Kamis, 16 Agustus 2012

Bintang Barat Daya

Hangat dengan sesuatu yang secara material tak terjangkau. Tapi tak disini. Di hati. Pelan-pelan mencuri waktu. Mengendap-endap mencari senyum. Barangkali itu yang ada dalam pikirannya. Lima musim berganti. Tingkahnya masih sama. Rasa yang berlebihkah? Entah. Sama-sama tak ingin tergesa menarik ucap.

Kini dia berkacamata. Katanya, pandangan mulai buram. Badannya tegap. Kulitnya putih. Pria berdarah asing nun jauh disana. Senang berpuisi dan bernyanyi. Berselera humor tinggi. Ada kalanya dia tenang seperti air. Keteduhan bola matanya yang biru serupa samudera itu mengisyaratkan badai tertahan. Tertunda. Seringkali sepi. Tak tersentuh.

Ajari aku bertutur, boneka saljuku. Kenalkan aku pada dinginnya udaramu disana. Setelah itu aku tunjukan keramahan khatulistiwaku.

Kau punya altar, sedangkan aku memiliki kain putih. Kita hidup di alam simbol. Semua ilusi.

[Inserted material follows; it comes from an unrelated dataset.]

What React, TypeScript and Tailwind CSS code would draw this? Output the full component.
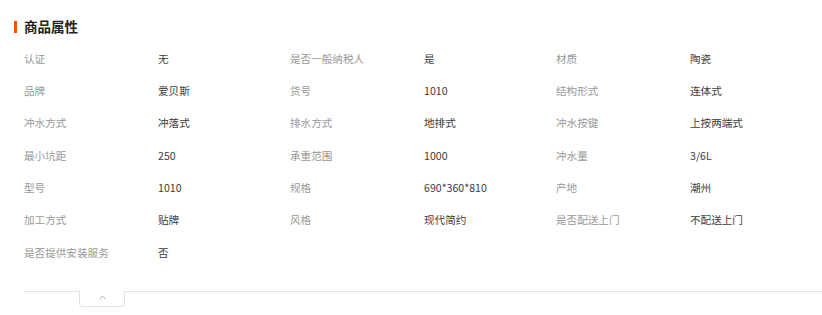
import { Fragment } from 'react';
import { ChevronUp } from 'lucide-react';

const rows: [string, string][][] = [
  [['认证', '无'], ['是否一般纳税人', '是'], ['材质', '陶瓷']],
  [['品牌', '爱贝斯'], ['货号', '1010'], ['结构形式', '连体式']],
  [['冲水方式', '冲落式'], ['排水方式', '地排式'], ['冲水按键', '上按两端式']],
  [['最小坑距', '250'], ['承重范围', '1000'], ['冲水量', '3/6L']],
  [['型号', '1010'], ['规格', '690*360*810'], ['产地', '潮州']],
  [['加工方式', '贴牌'], ['风格', '现代简约'], ['是否配送上门', '不配送上门']],
  [['是否提供安装服务', '否']],
];

export default function App() {
  return (
    <div
      className="w-[822px] h-[315px] bg-white overflow-hidden"
      style={{ fontFamily: '"Noto Sans CJK SC", "Liberation Sans", sans-serif' }}
    >
      {/* Title */}
      <div className="flex items-center pt-[20px] pl-[14px] h-[34px]">
        <span className="w-[3px] h-[12px] bg-[#ff4f00] mr-[7px]" />
        <h2 className="text-[13.5px] font-bold text-[#222] leading-none">商品属性</h2>
      </div>

      {/* Attributes */}
      <div className="pl-6 pt-[9px]">
        {rows.map((row, i) => (
          <div key={i} className="grid grid-cols-[134px_132px_134px_132px_134px_1fr] h-[32.3px] items-center text-[10.6px] leading-none">
            {row.map(([k, v]) => (
              <Fragment key={k}>
                <span className="text-[#999]">{k}</span>
                <span className="text-[#3c3c3c]">{v}</span>
              </Fragment>
            ))}
          </div>
        ))}
      </div>

      {/* Collapse bar */}
      <div className="ml-[23px] mt-[22px] border-t border-[#e3e3e3]">
        <button className="ml-[56px] -mt-px w-[46px] h-[16px] border border-t-0 border-[#e3e3e3] rounded-b-[4px] bg-white flex items-start justify-center pt-[1px]">
          <ChevronUp className="w-[11px] h-[11px] text-[#8a8fa0]" strokeWidth={1.8} />
        </button>
      </div>
    </div>
  );
}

Bukankah realitas sesungguhnya ada setelah kematian? Tuhan kita tetap sama, bukan?

Mensemesta itu bukan perkara mudah, boneka saljuku. Ketika terucap olehmu bahwa pelukan menjelang tidur adalah pengantar luluhnya keangkuhan dan munculnya kekuatan agung yang baru, aku hanya terdiam. Aku pernah rasakan itu! Kau pun tahu. Aku menjadi putri di purinya, sedangkan kau bersembunyi di balik semak. Sesekali antarkan bunga kala aku duduk di taman hati yang mulai penuh ilalang. Kau tebas dan dengan manisnya menebar benih-benih bunga baru. Kini kita pun bersama mencium aroma bunga dan tanah basah tiap habis hujan.

Aku terhuyung karena kapalku terhadang dan kau antarkan aku menuju dermaga. Duhai bintang barat daya, apa yang ada dalam benakmu kala aku menangis karenanya dan kau tawarkan bahu? Tidakkah kau lunglai mengajakku berkeliling hutan dan bermain di danau? Kau menjawab lugas, “tidak. Memberi dan membuatmu tersenyum membuatku bisa tidur malam ini”.

Lalu, kau bangunkan aku dengan sentuhan itu. Seringkali kau mengaku tak tidur. Apakah kau tahu kehadiranmu lebih hangat dari secangkir kopi dan mentari pagi? Tak usah menunggu dentang karena kita yang bunyikan lonceng. Jangan terlambat, namun kita pun tak perlu terburu. Aku menunggu musim panasmu. Kita berenang ke utara. Barangkali juga kita bisa bercinta dalam megahnya pesiar menjemput lautmu.